# start of Stored data

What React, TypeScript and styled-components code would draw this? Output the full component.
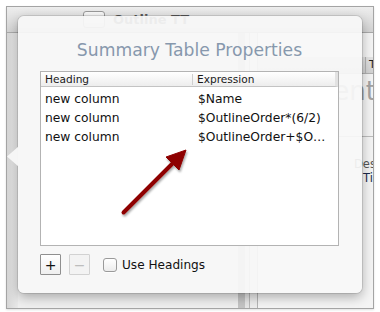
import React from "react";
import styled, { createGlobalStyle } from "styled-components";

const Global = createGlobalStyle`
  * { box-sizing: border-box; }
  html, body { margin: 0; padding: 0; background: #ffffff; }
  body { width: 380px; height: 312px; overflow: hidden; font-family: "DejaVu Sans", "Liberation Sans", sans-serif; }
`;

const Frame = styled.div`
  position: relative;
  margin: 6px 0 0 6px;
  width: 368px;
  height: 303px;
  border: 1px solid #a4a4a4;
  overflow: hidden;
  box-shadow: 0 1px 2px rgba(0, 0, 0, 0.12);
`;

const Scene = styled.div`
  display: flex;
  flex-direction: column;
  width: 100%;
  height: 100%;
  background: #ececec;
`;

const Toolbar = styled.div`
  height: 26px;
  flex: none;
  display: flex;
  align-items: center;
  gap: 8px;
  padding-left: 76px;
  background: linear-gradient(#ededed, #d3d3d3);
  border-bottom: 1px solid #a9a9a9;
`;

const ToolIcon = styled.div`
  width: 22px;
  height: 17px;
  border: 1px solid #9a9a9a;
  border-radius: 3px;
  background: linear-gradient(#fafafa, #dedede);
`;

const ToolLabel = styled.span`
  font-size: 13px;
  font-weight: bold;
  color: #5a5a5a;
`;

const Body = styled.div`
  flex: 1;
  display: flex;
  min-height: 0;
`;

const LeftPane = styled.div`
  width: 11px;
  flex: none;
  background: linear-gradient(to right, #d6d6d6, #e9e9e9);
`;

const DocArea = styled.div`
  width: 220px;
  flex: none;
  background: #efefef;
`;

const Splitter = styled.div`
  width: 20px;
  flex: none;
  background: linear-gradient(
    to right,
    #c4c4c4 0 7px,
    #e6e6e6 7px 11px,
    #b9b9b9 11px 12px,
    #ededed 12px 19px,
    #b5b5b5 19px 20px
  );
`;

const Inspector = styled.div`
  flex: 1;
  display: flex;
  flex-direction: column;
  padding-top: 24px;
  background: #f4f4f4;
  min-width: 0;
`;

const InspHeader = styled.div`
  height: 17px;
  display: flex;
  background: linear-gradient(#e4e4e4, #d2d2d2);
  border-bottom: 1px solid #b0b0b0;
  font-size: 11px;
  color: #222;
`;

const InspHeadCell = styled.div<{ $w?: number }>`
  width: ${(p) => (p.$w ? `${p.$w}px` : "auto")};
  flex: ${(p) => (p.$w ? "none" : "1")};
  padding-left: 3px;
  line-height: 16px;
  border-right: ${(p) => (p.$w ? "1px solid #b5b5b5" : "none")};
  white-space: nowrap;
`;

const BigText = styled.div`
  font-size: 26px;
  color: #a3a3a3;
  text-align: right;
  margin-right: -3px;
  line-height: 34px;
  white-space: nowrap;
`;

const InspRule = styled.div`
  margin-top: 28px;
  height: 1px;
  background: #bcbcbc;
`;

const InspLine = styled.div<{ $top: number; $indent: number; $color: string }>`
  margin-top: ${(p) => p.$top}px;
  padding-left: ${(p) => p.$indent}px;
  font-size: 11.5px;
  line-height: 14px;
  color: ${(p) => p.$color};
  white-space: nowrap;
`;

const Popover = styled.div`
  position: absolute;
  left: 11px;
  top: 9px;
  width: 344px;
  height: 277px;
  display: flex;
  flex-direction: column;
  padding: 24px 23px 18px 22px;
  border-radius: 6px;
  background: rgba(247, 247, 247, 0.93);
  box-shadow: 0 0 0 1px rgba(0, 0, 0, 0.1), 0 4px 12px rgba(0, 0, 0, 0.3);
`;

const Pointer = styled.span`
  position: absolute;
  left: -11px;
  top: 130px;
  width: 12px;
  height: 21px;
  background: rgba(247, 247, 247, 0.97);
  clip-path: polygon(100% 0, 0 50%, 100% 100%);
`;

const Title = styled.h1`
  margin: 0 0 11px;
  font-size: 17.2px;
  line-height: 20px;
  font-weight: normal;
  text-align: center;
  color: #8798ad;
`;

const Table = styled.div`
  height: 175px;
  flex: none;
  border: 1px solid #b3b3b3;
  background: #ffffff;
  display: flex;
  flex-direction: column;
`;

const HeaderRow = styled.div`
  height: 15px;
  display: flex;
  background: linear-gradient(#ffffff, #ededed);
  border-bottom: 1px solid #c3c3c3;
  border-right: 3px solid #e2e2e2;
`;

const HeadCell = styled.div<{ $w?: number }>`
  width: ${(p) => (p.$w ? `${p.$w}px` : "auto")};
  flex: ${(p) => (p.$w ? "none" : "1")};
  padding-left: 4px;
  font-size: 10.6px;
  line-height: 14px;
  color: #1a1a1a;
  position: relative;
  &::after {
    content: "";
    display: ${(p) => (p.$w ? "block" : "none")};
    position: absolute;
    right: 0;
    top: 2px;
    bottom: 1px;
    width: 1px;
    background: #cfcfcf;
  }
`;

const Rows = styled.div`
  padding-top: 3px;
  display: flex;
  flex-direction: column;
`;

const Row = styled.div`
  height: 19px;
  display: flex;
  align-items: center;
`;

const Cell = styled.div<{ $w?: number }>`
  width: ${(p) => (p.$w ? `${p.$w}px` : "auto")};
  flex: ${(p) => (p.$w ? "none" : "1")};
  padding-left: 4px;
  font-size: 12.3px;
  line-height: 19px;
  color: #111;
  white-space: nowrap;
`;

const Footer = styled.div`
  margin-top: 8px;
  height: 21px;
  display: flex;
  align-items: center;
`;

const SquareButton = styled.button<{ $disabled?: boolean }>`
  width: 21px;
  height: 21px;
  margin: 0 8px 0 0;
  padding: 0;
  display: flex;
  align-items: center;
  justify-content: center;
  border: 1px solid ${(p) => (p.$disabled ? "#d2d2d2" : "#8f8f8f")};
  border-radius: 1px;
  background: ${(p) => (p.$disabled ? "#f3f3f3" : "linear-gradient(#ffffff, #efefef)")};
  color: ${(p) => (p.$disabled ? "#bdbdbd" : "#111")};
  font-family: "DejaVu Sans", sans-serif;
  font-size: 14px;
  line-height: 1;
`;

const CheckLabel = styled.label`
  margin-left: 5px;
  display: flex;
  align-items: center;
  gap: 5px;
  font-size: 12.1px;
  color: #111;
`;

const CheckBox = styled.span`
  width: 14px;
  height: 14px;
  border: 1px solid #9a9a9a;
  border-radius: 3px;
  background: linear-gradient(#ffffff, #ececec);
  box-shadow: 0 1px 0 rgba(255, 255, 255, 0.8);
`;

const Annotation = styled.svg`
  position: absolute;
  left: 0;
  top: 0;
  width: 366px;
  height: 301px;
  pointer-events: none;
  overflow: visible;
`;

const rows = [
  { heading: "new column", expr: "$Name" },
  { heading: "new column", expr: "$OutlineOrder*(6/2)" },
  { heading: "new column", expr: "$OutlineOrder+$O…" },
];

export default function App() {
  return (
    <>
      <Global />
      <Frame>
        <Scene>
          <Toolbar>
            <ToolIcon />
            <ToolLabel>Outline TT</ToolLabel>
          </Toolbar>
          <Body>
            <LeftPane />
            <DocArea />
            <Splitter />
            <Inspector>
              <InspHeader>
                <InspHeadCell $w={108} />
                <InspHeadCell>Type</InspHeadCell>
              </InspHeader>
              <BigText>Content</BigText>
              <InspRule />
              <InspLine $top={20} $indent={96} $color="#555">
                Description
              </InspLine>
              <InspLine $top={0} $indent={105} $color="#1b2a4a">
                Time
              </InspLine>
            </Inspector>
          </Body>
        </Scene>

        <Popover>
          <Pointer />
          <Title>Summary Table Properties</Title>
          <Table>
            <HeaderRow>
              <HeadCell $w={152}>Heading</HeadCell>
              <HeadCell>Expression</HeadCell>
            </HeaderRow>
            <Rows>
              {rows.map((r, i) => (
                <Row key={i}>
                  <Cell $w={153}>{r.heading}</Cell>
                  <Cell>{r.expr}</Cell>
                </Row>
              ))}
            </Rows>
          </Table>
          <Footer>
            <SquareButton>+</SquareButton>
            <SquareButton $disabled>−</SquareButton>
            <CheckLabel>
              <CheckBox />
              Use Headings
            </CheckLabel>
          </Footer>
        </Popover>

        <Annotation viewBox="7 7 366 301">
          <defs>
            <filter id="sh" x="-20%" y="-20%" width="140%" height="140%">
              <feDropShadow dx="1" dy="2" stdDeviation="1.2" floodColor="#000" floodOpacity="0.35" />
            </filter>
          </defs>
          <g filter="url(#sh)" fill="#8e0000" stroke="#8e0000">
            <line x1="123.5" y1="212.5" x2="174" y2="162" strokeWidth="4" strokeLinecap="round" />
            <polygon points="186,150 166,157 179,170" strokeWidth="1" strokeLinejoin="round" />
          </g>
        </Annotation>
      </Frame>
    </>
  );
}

# end of Stored data

--- Task instructions ---
Across the material above, count every line holding "components" and write down only the number.

--- Task solution ---
2